Anorov / cloudflare-scrape

A Python module to bypass Cloudflare's anti-bot page.
MIT License
3.37k stars 459 forks source link

503 error when accessing a protected page #132

Closed NajibAdan closed 6 years ago

NajibAdan commented 6 years ago

Hey. I've received a status code 503 when accessing http://kissmanga.com/.

Here is the HTML source of the protected page: https://pastebin.com/05ANq21d

Thanks.

Anorov commented 6 years ago

Are you using the latest version of cloudflare-scrape?

On Jan 20, 2018 9:24 AM, "NajibAdan" notifications@github.com wrote:

Hey. I've received a status code 503 when accessing http://kissmanga.com/.

Here is the HTML source of the protected page: https://pastebin.com/05ANq21d

Thanks.

— You are receiving this because you are subscribed to this thread. Reply to this email directly, view it on GitHub https://github.com/Anorov/cloudflare-scrape/issues/132, or mute the thread https://github.com/notifications/unsubscribe-auth/AA5FI3ts8b-be3zbMFPkzhMPCJzFjSPFks5tMaLIgaJpZM4RlW6Z .

Xonshiz commented 6 years ago

I can confirm the same issue and yes, I'm also on the latest version of Cfscrape. Seems like this is random. Some time it may connect and sometimes, it may not connect. It's totally out for crunchyroll.com and sometimes work for readcomicsonline.to.

Xonshiz commented 6 years ago

I got one of my scripts that use cfscrape, to generate a connection log...

DEBUG: Starting new HTTP connection (1): readcomiconline.to
DEBUG: http://readcomiconline.to:80 "GET /Comic/Final-Crisis-Sketchbook HTTP/1.1" 503 None
DEBUG: Resetting dropped connection: readcomiconline.to
DEBUG: http://readcomiconline.to:80 "GET /cdn-cgi/l/chk_jschl?jschl_answer=155&jschl_vc=a6edd657f0fbf78449cd7a1287eaf382&pass=1516505208.081-j3ShPBqMDN HTTP/1.1" 302 165
DEBUG: http://readcomiconline.to:80 "GET /Comic/Final-Crisis-Sketchbook HTTP/1.1" 200 None
NajibAdan commented 6 years ago

@Anorov Yes I'm using the latest version of cfscrape.

Anorov commented 6 years ago

I am unable to reproduce this issue with http://kissmanga.com/MangaList, http://readcomiconline.to/Comic/Final-Crisis-Sketchbook, or http://crunchyroll.com/.

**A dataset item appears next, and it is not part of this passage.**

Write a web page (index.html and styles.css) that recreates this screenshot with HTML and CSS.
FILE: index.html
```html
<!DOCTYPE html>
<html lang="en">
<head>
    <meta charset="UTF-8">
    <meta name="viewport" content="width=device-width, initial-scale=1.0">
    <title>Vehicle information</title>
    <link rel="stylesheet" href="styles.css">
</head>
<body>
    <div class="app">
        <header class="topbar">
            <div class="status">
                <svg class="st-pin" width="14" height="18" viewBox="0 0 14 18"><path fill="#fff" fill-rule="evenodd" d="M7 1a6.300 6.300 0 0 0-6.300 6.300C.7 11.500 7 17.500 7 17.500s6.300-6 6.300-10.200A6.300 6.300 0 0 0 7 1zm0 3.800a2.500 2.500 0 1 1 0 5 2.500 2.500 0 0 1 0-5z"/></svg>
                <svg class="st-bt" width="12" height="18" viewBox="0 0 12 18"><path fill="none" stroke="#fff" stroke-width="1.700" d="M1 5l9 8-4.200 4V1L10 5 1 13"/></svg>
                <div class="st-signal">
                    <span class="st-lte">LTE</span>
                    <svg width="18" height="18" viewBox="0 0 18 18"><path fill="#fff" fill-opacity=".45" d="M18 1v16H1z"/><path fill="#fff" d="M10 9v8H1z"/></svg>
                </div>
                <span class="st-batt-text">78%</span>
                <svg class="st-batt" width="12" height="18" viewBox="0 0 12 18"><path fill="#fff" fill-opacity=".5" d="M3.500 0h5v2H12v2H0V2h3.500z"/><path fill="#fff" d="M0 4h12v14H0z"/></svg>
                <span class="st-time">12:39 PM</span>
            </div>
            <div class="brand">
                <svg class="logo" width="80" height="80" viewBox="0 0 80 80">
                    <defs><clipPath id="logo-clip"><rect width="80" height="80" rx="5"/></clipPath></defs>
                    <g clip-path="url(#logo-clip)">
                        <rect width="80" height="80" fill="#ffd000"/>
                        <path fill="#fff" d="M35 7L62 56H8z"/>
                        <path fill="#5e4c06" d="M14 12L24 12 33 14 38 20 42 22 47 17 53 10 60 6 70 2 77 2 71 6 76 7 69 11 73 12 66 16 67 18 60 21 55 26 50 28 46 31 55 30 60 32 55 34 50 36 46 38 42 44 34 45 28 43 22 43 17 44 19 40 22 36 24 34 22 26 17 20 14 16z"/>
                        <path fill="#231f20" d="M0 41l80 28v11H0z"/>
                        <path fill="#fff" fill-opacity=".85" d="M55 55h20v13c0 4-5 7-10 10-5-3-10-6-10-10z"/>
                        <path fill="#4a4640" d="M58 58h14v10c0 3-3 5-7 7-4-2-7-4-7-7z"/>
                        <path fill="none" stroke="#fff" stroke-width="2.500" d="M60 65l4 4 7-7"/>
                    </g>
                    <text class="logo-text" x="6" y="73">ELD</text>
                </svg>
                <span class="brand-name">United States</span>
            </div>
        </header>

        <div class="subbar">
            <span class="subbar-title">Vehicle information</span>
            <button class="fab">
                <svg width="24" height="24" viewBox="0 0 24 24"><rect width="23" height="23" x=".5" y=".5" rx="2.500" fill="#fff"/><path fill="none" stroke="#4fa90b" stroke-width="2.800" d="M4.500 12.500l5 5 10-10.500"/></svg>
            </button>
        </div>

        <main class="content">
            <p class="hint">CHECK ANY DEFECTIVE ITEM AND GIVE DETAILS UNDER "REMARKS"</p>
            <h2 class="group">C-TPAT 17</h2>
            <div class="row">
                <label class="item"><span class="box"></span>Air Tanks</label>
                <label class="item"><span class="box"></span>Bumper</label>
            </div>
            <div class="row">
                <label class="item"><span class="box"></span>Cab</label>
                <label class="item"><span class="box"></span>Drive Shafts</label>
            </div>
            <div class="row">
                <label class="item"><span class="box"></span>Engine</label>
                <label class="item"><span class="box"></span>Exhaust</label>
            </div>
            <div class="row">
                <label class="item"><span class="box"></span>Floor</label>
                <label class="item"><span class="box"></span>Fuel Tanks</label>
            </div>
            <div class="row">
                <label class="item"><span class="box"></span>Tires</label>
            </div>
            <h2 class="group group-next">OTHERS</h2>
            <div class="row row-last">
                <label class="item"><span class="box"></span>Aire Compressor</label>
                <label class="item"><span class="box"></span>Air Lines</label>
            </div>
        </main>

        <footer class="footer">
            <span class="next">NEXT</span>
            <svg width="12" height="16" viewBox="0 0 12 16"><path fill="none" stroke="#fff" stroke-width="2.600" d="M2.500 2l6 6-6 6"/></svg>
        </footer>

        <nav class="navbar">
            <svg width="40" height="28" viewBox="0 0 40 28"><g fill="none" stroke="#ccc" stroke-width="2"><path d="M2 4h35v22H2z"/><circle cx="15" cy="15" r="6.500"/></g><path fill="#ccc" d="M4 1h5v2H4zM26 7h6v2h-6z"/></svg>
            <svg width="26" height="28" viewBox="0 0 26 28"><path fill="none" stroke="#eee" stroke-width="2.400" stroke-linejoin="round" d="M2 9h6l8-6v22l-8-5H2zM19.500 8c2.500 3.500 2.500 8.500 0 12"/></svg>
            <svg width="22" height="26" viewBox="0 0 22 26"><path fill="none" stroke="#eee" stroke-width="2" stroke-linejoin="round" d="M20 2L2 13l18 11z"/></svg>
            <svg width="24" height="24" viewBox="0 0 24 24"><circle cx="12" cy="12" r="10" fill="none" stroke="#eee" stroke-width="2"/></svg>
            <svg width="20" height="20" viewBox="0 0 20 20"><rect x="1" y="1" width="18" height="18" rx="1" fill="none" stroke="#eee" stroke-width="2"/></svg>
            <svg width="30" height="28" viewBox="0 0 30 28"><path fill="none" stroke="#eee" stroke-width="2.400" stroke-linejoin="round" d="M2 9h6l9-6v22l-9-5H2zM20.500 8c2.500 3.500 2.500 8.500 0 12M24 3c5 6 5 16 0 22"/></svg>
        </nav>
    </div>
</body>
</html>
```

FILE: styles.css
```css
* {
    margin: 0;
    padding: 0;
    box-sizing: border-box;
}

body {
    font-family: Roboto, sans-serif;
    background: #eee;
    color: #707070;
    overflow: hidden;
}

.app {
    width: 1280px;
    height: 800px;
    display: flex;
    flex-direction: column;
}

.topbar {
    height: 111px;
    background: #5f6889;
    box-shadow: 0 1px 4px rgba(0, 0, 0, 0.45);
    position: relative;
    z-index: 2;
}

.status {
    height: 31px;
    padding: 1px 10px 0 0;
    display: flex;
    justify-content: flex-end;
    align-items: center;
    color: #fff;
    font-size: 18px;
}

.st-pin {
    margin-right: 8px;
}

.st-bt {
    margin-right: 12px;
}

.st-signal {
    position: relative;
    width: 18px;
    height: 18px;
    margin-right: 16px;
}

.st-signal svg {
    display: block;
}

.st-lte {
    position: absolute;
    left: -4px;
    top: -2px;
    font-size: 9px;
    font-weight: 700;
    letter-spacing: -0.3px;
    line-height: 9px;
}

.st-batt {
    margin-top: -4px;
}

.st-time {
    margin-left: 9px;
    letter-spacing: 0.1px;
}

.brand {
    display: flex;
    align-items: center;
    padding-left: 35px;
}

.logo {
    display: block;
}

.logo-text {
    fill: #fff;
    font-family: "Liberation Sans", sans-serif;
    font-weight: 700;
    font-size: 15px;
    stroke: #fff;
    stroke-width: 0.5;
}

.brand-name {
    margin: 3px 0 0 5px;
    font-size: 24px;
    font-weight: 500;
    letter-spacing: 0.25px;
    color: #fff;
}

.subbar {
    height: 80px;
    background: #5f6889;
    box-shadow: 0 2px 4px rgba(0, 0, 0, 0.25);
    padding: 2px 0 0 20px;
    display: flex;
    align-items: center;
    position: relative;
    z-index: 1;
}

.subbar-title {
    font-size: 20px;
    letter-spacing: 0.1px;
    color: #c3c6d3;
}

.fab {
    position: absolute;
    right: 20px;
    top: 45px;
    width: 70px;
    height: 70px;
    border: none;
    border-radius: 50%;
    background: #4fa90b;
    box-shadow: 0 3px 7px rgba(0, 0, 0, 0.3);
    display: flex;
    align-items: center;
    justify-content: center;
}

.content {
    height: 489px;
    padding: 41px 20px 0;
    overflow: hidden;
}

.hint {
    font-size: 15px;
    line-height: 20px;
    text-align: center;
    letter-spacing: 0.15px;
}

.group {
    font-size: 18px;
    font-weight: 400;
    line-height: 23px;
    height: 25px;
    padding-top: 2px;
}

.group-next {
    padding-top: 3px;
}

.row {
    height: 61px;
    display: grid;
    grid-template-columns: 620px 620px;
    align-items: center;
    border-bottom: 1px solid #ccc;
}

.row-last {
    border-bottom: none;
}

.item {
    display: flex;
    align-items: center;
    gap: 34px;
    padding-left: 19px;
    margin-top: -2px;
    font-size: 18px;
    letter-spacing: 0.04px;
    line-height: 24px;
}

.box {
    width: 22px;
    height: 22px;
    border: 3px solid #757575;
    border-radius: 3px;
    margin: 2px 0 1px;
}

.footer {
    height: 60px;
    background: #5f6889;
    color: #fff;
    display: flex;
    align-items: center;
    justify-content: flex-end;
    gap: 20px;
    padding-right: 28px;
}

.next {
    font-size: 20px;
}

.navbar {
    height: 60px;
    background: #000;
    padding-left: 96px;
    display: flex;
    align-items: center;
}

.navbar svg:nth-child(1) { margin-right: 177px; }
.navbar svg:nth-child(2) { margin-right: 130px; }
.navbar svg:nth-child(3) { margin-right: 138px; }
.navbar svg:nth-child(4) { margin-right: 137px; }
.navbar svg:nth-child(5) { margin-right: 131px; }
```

@Xonshiz, that connection log appears to be a successful attempt to me, not a failed one. I can see the 503, the challenge answer submission (/cdn-cgi/l/chk_jschl), and the successful redirect to the intended URL, which returned a 200 status. Could you elaborate?

And could one of you please submit a PCAP of a failed scrape attempt? Thanks.

Xonshiz commented 6 years ago

I got the crunchyroll working just fine now.I'll try again with readcomiconline and share the further details.

Xonshiz commented 6 years ago

RCO is working as well. Everything is fine. Thanks!

NajibAdan commented 6 years ago

@Xonshiz how did you get RCO to work? I'm getting 503 on RCO and Kissmanga.

@Anorov here is a link to the PCAP of the failed scrape attempt

Xonshiz commented 6 years ago

When I read @Anorov 's reply, I digged into RCO and seems like it worked. It was some other problem with the scrapping. RCO temp bans you if you hit their site too often. It'll ask you to select captcha and stuff like that which you need to fill via your browser.

NajibAdan commented 6 years ago

RCO temp bans you if you hit their site too often.

Weird. I've only visited their site once to see if I was able to access RCO using a scrapper and got a 503.

Xonshiz commented 6 years ago

Mine is working just fine. There was some issue with my code in parsing the page, that's all. Everything else is working just fine. Maybe share your code and I can test on my side?

NajibAdan commented 6 years ago

The code is simple as it gets

import cfscrape
scraper = cfscrape.create_scraper()
url = [ "http://kissmanga.com/MangaList",
    "http://readcomiconline.to/Comic/Final-Crisis-Sketchbook",
    "http://chruncyroll.com"]
for i in url:
    print scraper.get(i).status_code

which displays this both on my personal computer and my vps:

503
503
200
Xonshiz commented 6 years ago

Just ran the code and mine is giving 200 for all these. Try updating cfscrape again. Or maybe uninstall it and then install it again.

NajibAdan commented 6 years ago

Huh. It finally gave me 200 after re-installing it. Thank for the tip.

Xonshiz commented 6 years ago

Yeah, happens some times because of cache.